The first picture of this blog is from Male Magazine that wrote of James Brooke’s establishment of his kingdom. Many have suggested James was a prime inspiration for the Rudyard Kipling story “The Man Who Would Be King” and Joseph Conrad's famous novel “Lord Jim.”
His swashbuckling adventures eventually reached Hollywood where Errol Flynn proposed to play him in a film about his life. Finally in 2021 the story was made into a movie “Edge of the World” staring Jonathan Rhys Meyers who has starred in “Bend It Like Beckham” (2002), “Match Point” (2005), “Mission: Impossible III” (2006), “From Paris with Love” (2010) and television’s biographical miniseries “Elvis” (2005), as King Henry VIII in the historical drama “The Tudors” (2007–10), and as Bishop Heahmund in the series “Vikings” (2017-19.)

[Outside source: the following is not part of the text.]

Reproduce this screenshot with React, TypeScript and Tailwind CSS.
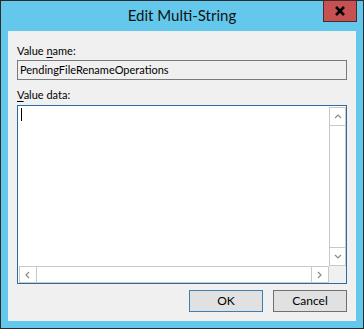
import React from "react";

const font = { fontFamily: "Lato, 'Liberation Sans', sans-serif" };

const Chevron = ({ dir }: { dir: "up" | "down" | "left" | "right" }) => {
    const pts = {
        up: "1,5 4,2 7,5",
        down: "1,2 4,5 7,2",
        left: "5,1 2,4 5,7",
        right: "2,1 5,4 2,7",
    }[dir];
    return (
        <svg width="8" height="8" viewBox="0 0 8 8">
            <polyline points={pts} fill="none" stroke="#8a8a8a" strokeWidth="1.2" />
        </svg>
    );
};

const App = () => {
    return (
        <div
            className="w-[364px] h-[329px] border border-[#2b2b2b] bg-[#63c8ec] flex flex-col text-black"
            style={font}
        >
            {/* title bar */}
            <div className="relative h-[30px] flex items-center justify-center shrink-0">
                <span className="text-[15px] text-[#111] leading-none pb-[1px]">Edit Multi-String</span>
                <div className="absolute top-[-1px] right-[6px] w-[34px] h-[22px] bg-[#c75050] border border-[#4a2a2a] flex items-center justify-center">
                    <svg width="12" height="10" viewBox="0 0 12 10">
                        <path d="M2 1 L10 9 M10 1 L2 9" stroke="#000" strokeWidth="2.6" />
                    </svg>
                </div>
            </div>

            {/* client */}
            <div className="mx-[7px] h-[290px] bg-[#f0f0f0] flex flex-col pl-[9px] text-[11px] leading-[14px]">
                <div className="mt-[13px] h-[14px]">
                    Value <span className="underline underline-offset-2">n</span>ame:
                </div>
                <div className="mt-[2px] w-[330px] h-[20px] border border-[#7a7a7a] bg-[#f0f0f0] flex items-center pl-[2px]">
                    PendingFileRenameOperations
                </div>
                <div className="mt-[8px] h-[14px]">
                    <span className="underline underline-offset-2">V</span>alue data:
                </div>
                <div className="mt-[3px] w-[330px] h-[179px] border border-[#2f6a9f] bg-white grid grid-cols-[1fr_17px] grid-rows-[1fr_17px]">
                    <div className="pl-[3px] pt-[2px]">
                        <div className="w-[1px] h-[13px] bg-black" />
                    </div>
                    <div className="border border-[#c8c8c8] flex flex-col justify-between mt-[1px]">
                        <div className="h-[18px] border-b border-[#c8c8c8] flex items-center justify-center">
                            <Chevron dir="up" />
                        </div>
                        <div className="h-[18px] border-t border-[#c8c8c8] flex items-center justify-center">
                            <Chevron dir="down" />
                        </div>
                    </div>
                    <div className="border border-[#c8c8c8] flex justify-between ml-[1px]">
                        <div className="w-[17px] border-r border-[#c8c8c8] flex items-center justify-center">
                            <Chevron dir="left" />
                        </div>
                        <div className="w-[17px] border-l border-[#c8c8c8] flex items-center justify-center">
                            <Chevron dir="right" />
                        </div>
                    </div>
                    <div className="bg-[#f0f0f0]" />
                </div>
                <div className="mt-[6px] flex gap-[10px] pl-[172px]">
                    <button className="w-[74px] h-[22px] border border-[#3c7fb1] bg-[#e1e1e1] text-[12px]">OK</button>
                    <button className="w-[74px] h-[22px] border border-[#707070] bg-[#e1e1e1] text-[12px]">Cancel</button>
                </div>
            </div>
        </div>
    );
};

export default App;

Again, James Brooke is pictured in another 1960 men’s magazine interpretation of him in Sarawak by artist Mort Kuntsler. Ten years after last seeing Lieut.-Col. Brooke-Johnson as a U.S. Marine 1st Lieutenant I tried to reconnect with him. During exercise “Teamwork-80” some Marine officers & I drove up from Portsmouth where our ship docked to London and I tried to call him but as it was a weekend and all I had was an office number. Lieut.- Colonel St J. C. Brooke Johnson died at Richmond, Surrey, on 18th September 1996, aged 75. I will always hold him as the spark in my interest in world history and the perfect example of the British military tradition. When he talked to you, you could feel that he too could have been one of the White Rajahs of Sarawak.